Interrogation scenes, especially Pembleton’s intense questioning in the famous “box” room, became some of the most gripping moments on ’90s television. Moreover, the show feels remarkably modern because it refuses to simplify anything. Critics loved it, though ratings were never massive. Looking back, you can see the DNA of several current prestige crime dramas all over it.
‘Twin Peaks’ (1990 – 1991, 2017)
“Who killed Laura Palmer?” was never the question in Twin Peaks. David Lynch and Mark Frost knew that, and if you watch closely enough, the show tells you early on. Twin Peaks used a murder mystery as an entry point, and then became a study of small-town secrets, grief, dread, and the American habit of building cheerful surfaces over very strange and dark foundations. With his oddball charm and intuitive approach to investigation, Kyle MacLachlan’s Agent Dale Cooper became iconic.
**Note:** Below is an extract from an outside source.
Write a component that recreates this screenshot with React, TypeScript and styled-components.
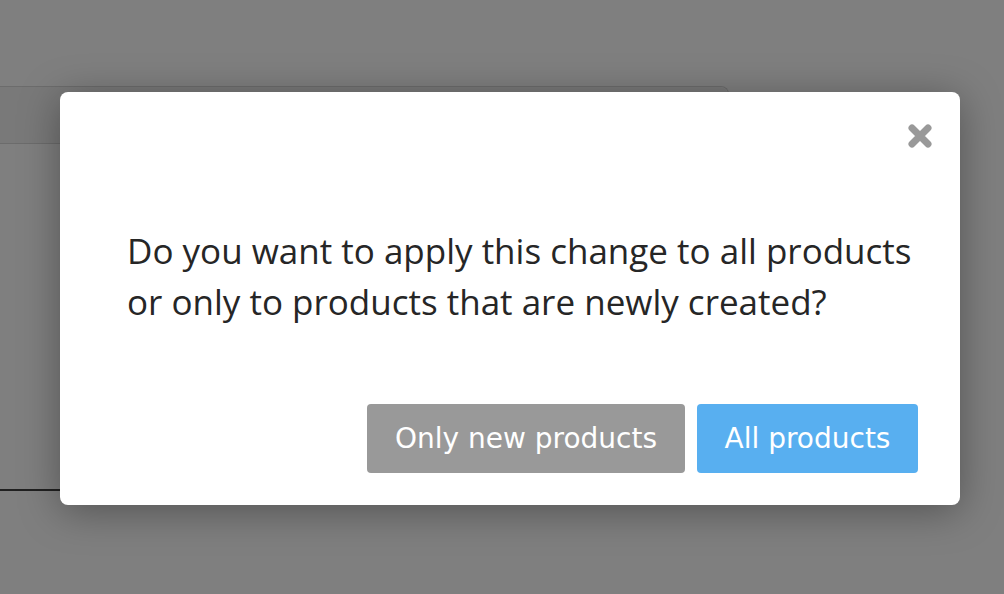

Lynch and Frost created something the audiences and the critics took years to fully absorb. The structure of its central mystery, the tonal mixing of horror and deadpan humor, and the idea of constantly leaving the audience without answers, all became a template for what ambitious TV could look like. Though short-lived, its influence was seismic, and it inspired countless shows that embraced surrealism and long-form mystery. When Twin Peaks returned in 2017, it reminded everyone just how far ahead of its time it had been all along.